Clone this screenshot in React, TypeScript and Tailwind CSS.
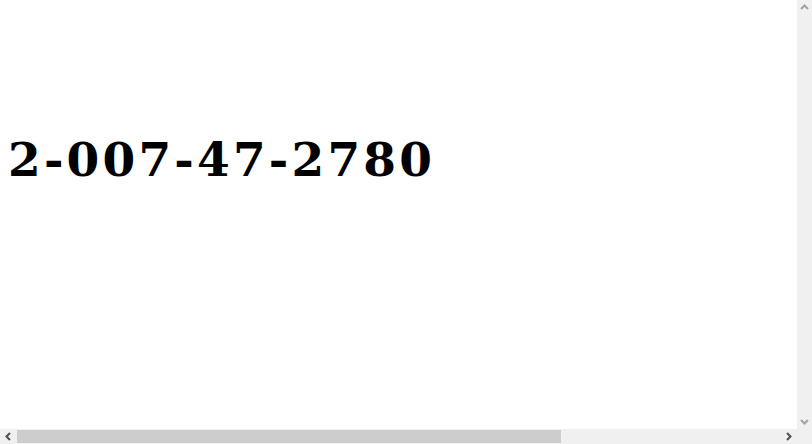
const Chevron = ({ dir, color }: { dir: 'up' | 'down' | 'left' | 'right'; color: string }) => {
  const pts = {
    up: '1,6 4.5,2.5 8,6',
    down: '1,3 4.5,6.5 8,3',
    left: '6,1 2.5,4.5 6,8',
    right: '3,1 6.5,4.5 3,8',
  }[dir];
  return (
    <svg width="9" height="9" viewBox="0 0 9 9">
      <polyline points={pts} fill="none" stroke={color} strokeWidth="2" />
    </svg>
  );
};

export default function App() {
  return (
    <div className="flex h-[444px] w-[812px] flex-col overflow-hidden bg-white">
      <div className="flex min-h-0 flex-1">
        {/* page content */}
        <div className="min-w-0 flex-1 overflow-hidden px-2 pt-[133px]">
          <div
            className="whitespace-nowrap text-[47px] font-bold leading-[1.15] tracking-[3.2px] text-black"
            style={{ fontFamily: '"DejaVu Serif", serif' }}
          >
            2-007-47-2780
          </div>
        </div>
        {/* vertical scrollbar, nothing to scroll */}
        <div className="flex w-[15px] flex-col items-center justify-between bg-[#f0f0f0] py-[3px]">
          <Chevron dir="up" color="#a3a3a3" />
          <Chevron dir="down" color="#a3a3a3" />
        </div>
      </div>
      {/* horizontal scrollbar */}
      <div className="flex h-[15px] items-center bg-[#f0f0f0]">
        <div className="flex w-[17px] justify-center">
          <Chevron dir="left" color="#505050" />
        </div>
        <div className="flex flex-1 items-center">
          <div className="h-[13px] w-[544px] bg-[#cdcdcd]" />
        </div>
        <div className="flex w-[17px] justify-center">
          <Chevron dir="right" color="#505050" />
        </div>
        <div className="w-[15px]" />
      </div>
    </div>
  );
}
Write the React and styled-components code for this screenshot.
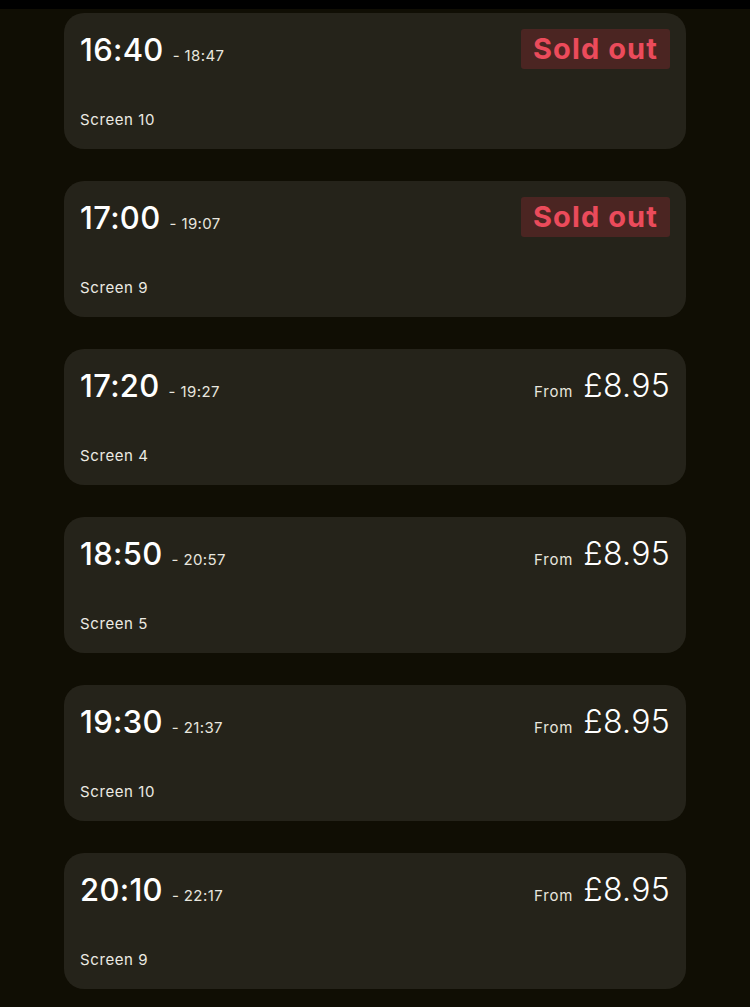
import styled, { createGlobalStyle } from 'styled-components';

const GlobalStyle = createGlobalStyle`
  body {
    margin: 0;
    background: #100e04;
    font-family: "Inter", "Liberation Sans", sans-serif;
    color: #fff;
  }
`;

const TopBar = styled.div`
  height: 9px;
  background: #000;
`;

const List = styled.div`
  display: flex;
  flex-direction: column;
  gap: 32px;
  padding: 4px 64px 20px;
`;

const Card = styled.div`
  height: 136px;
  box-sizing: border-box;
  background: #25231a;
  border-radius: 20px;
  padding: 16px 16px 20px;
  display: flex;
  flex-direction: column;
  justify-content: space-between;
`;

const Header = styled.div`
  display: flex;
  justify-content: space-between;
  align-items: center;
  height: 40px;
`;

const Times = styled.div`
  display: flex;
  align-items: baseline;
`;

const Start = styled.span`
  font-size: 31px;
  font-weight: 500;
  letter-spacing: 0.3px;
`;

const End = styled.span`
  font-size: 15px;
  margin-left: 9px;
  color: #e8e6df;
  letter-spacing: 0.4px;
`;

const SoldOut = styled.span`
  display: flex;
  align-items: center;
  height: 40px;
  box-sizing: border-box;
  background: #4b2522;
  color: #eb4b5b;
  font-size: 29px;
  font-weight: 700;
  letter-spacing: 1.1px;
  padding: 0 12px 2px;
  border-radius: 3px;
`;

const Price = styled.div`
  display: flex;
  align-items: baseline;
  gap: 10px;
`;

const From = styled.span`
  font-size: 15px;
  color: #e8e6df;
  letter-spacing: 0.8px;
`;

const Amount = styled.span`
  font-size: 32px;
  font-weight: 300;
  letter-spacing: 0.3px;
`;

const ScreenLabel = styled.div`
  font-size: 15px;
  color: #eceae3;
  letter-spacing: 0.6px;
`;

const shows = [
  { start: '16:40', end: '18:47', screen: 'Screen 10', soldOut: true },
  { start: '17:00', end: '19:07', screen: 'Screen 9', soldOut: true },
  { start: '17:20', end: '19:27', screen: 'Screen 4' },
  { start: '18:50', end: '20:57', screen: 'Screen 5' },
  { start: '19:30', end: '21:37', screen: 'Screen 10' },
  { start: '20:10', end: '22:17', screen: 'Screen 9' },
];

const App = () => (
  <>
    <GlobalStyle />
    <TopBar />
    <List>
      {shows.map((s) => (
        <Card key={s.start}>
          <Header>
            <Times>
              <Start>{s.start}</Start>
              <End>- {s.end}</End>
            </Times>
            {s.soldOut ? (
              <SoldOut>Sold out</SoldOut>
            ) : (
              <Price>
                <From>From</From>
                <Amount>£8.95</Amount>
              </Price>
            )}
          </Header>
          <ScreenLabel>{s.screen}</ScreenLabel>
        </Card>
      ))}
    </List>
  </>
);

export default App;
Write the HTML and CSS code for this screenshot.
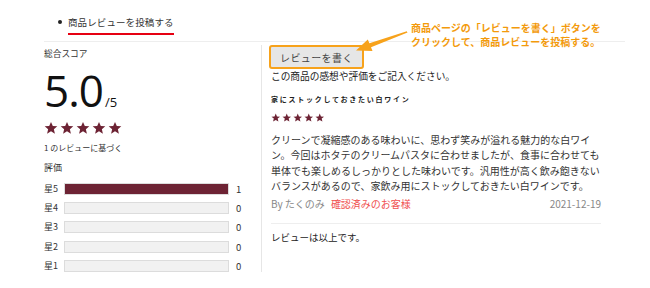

▶ **Task directions**
All the lines above are to be reproduced exactly, except the pictures.

▶ **Response for this exercise**
Clone this screenshot in React, TypeScript and Tailwind CSS.
const Chevron = ({ dir, color }: { dir: 'up' | 'down' | 'left' | 'right'; color: string }) => {
  const pts = {
    up: '1,6 4.5,2.5 8,6',
    down: '1,3 4.5,6.5 8,3',
    left: '6,1 2.5,4.5 6,8',
    right: '3,1 6.5,4.5 3,8',
  }[dir];
  return (
    <svg width="9" height="9" viewBox="0 0 9 9">
      <polyline points={pts} fill="none" stroke={color} strokeWidth="2" />
    </svg>
  );
};

export default function App() {
  return (
    <div className="flex h-[444px] w-[812px] flex-col overflow-hidden bg-white">
      <div className="flex min-h-0 flex-1">
        {/* page content */}
        <div className="min-w-0 flex-1 overflow-hidden px-2 pt-[133px]">
          <div
            className="whitespace-nowrap text-[47px] font-bold leading-[1.15] tracking-[3.2px] text-black"
            style={{ fontFamily: '"DejaVu Serif", serif' }}
          >
            2-007-47-2780
          </div>
        </div>
        {/* vertical scrollbar, nothing to scroll */}
        <div className="flex w-[15px] flex-col items-center justify-between bg-[#f0f0f0] py-[3px]">
          <Chevron dir="up" color="#a3a3a3" />
          <Chevron dir="down" color="#a3a3a3" />
        </div>
      </div>
      {/* horizontal scrollbar */}
      <div className="flex h-[15px] items-center bg-[#f0f0f0]">
        <div className="flex w-[17px] justify-center">
          <Chevron dir="left" color="#505050" />
        </div>
        <div className="flex flex-1 items-center">
          <div className="h-[13px] w-[544px] bg-[#cdcdcd]" />
        </div>
        <div className="flex w-[17px] justify-center">
          <Chevron dir="right" color="#505050" />
        </div>
        <div className="w-[15px]" />
      </div>
    </div>
  );
}
Write the React and styled-components code for this screenshot.
import styled, { createGlobalStyle } from 'styled-components';

const GlobalStyle = createGlobalStyle`
  body {
    margin: 0;
    background: #100e04;
    font-family: "Inter", "Liberation Sans", sans-serif;
    color: #fff;
  }
`;

const TopBar = styled.div`
  height: 9px;
  background: #000;
`;

const List = styled.div`
  display: flex;
  flex-direction: column;
  gap: 32px;
  padding: 4px 64px 20px;
`;

const Card = styled.div`
  height: 136px;
  box-sizing: border-box;
  background: #25231a;
  border-radius: 20px;
  padding: 16px 16px 20px;
  display: flex;
  flex-direction: column;
  justify-content: space-between;
`;

const Header = styled.div`
  display: flex;
  justify-content: space-between;
  align-items: center;
  height: 40px;
`;

const Times = styled.div`
  display: flex;
  align-items: baseline;
`;

const Start = styled.span`
  font-size: 31px;
  font-weight: 500;
  letter-spacing: 0.3px;
`;

const End = styled.span`
  font-size: 15px;
  margin-left: 9px;
  color: #e8e6df;
  letter-spacing: 0.4px;
`;

const SoldOut = styled.span`
  display: flex;
  align-items: center;
  height: 40px;
  box-sizing: border-box;
  background: #4b2522;
  color: #eb4b5b;
  font-size: 29px;
  font-weight: 700;
  letter-spacing: 1.1px;
  padding: 0 12px 2px;
  border-radius: 3px;
`;

const Price = styled.div`
  display: flex;
  align-items: baseline;
  gap: 10px;
`;

const From = styled.span`
  font-size: 15px;
  color: #e8e6df;
  letter-spacing: 0.8px;
`;

const Amount = styled.span`
  font-size: 32px;
  font-weight: 300;
  letter-spacing: 0.3px;
`;

const ScreenLabel = styled.div`
  font-size: 15px;
  color: #eceae3;
  letter-spacing: 0.6px;
`;

const shows = [
  { start: '16:40', end: '18:47', screen: 'Screen 10', soldOut: true },
  { start: '17:00', end: '19:07', screen: 'Screen 9', soldOut: true },
  { start: '17:20', end: '19:27', screen: 'Screen 4' },
  { start: '18:50', end: '20:57', screen: 'Screen 5' },
  { start: '19:30', end: '21:37', screen: 'Screen 10' },
  { start: '20:10', end: '22:17', screen: 'Screen 9' },
];

const App = () => (
  <>
    <GlobalStyle />
    <TopBar />
    <List>
      {shows.map((s) => (
        <Card key={s.start}>
          <Header>
            <Times>
              <Start>{s.start}</Start>
              <End>- {s.end}</End>
            </Times>
            {s.soldOut ? (
              <SoldOut>Sold out</SoldOut>
            ) : (
              <Price>
                <From>From</From>
                <Amount>£8.95</Amount>
              </Price>
            )}
          </Header>
          <ScreenLabel>{s.screen}</ScreenLabel>
        </Card>
      ))}
    </List>
  </>
);

export default App;
Write the HTML and CSS code for this screenshot.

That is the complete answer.